BCリーグ福島ホープスの岩村明憲選手兼任監督(38)が、14日のホーム開幕戦(対福井、開成山)を前に、今季限りでの現役引退を発表した。被災地の福島を本拠地にしてプレーする意味をかみしめ、悲願のリーグ初優勝で選手としての有終の美を狙う指揮官に意気込みを聞いた。【取材・構成=高橋洋平】

 選手としての引き際を決断した岩村監督の表情はスッキリしていた。10日に都内と福島・郡山市内で会見を行い、引退理由を説明した。

 岩村監督 迷いもあったけど、決断するのは今かなと。14年にヤクルトを退団し、最初に福島ホープスに声をかけていただいた。自分の体が動く以上、まだまだ若い選手たちに負けないという気持ちがある以上、野球を続けたかった。でも、3年目になってどこかでけじめをつけないと、と思っていた。

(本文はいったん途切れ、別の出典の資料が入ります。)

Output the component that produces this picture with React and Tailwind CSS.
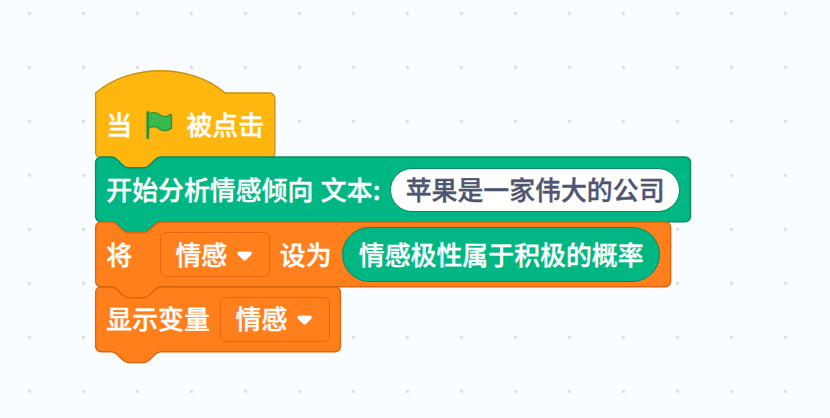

 悲願のリーグ初優勝で、選手としての有終の美を飾る。1年目の後期に東地区で1位になったが、その後の地区プレーオフで敗退。2年目は前後期ともに東地区2位に終わった。

 岩村監督 去年もプレーオフに出てるけど、短期決戦に負けてしまう。メンタルの弱さが出ている。そういう部分をしっかり鍛えて、前期後期の通期で完全優勝を目指して、チーム一丸になって福島県民のためにやっていきたい。

 素直にそう思えるのは、楽天に在籍していた11年に東日本大震災を経験していたからだった。

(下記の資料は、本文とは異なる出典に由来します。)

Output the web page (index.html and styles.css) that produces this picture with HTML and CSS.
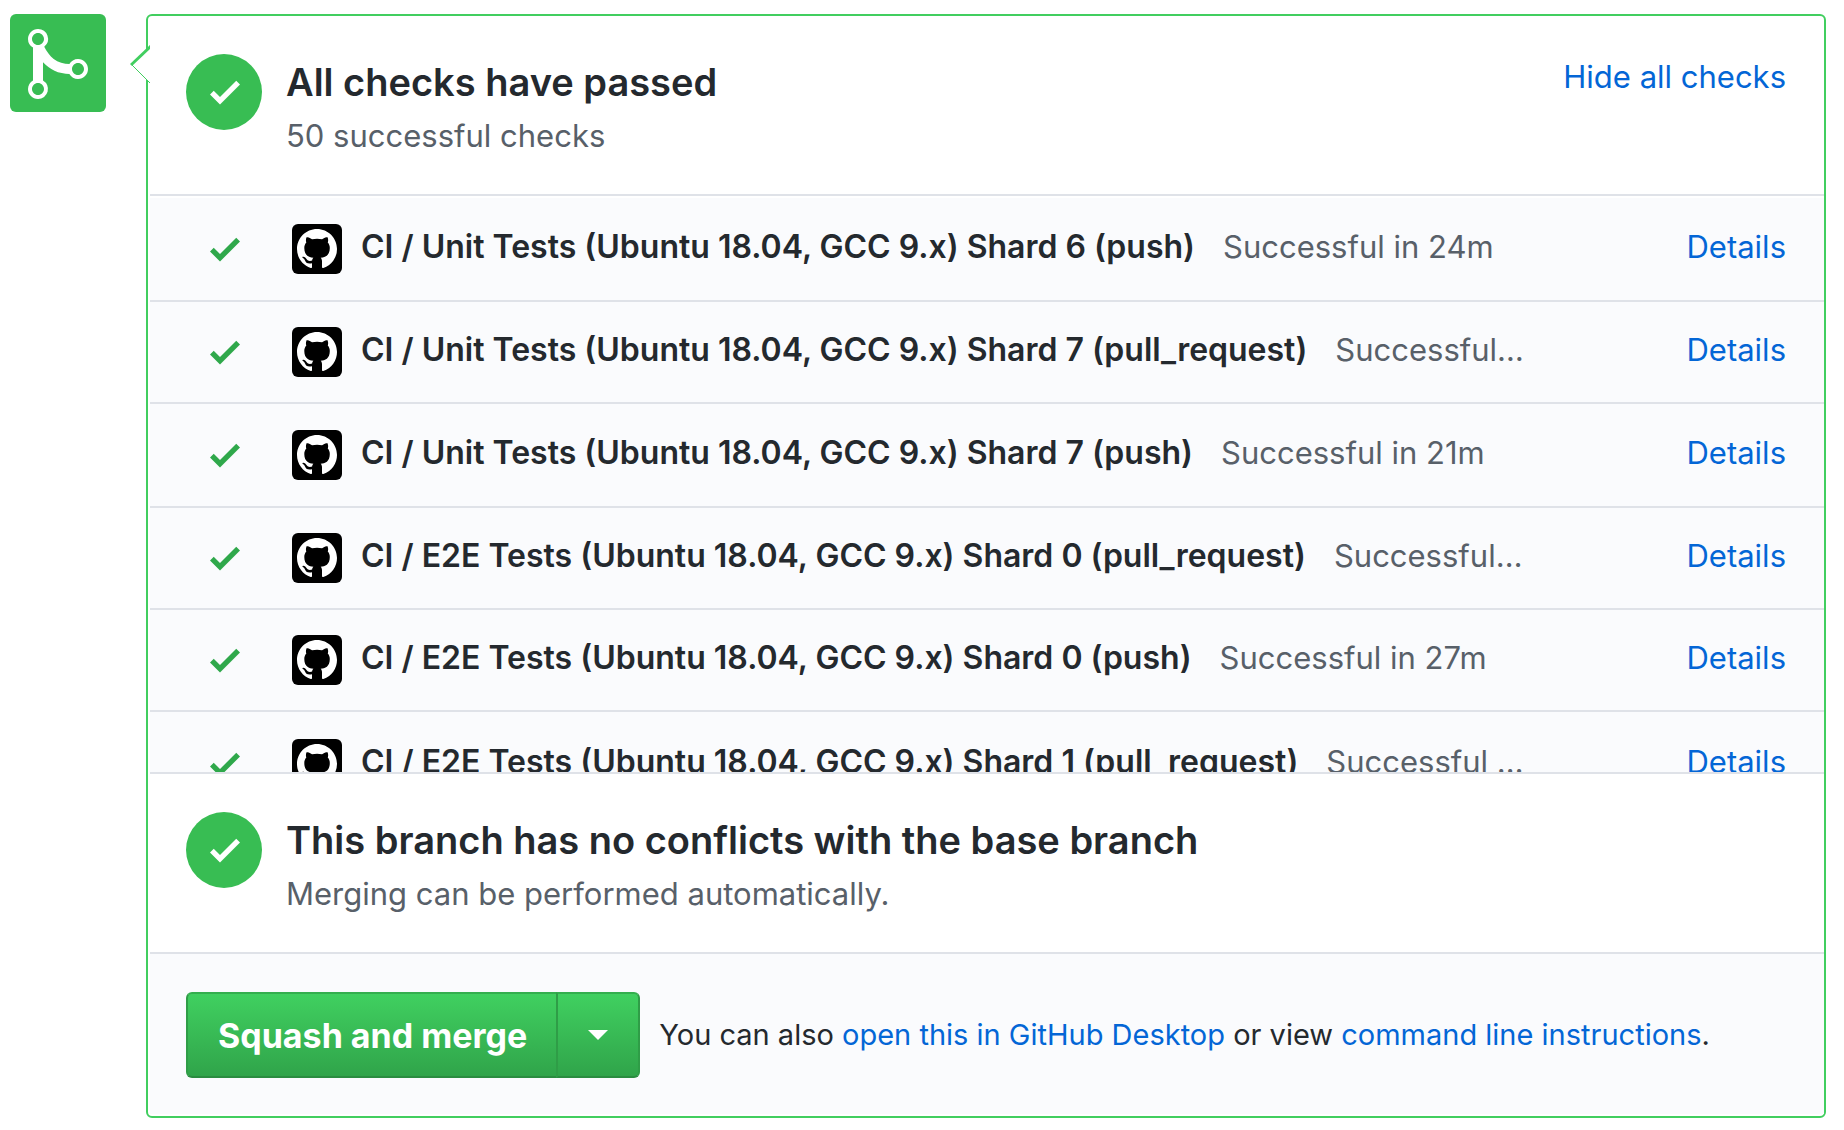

 岩村監督 震災というものを経験した福島に、覚悟を持って選手が来てくれている。何で福島ホープスというチームがあるのか、というのを分かった上でプレーしなさいと選手たちには伝えてきた。野球で勝つことで、福島県に何かを返していきたい。球場に来たときにちょっとのことかもしれないけど、ストレス発散に野球という娯楽を使ってほしい。そういう気持ちは選手たちも分かっていると思う。

 ただ現状は厳しい。軽々しく叫ばれる「復興」とは違う現実を、県内の各地で何度も目の当たりにしてきた。

 岩村監督 試合を通じて、試合を開催していく中で、いろんな自治体の方々と話をさせてもらっている時に、実際にまだまだ復興が進んでないのが現状だと分かった。それを野球を通じて感じることができたのは財産。その財産はしまうものではなく、自分たちみたいな言える人間が誰かに伝えていく。誰かに語りかけて、周りを動かすように仕向けていくというのも福島ホープスの役割。この2年間、いい経験をさせてもらった。今後の野球人生、第2の人生に生かしていきたい。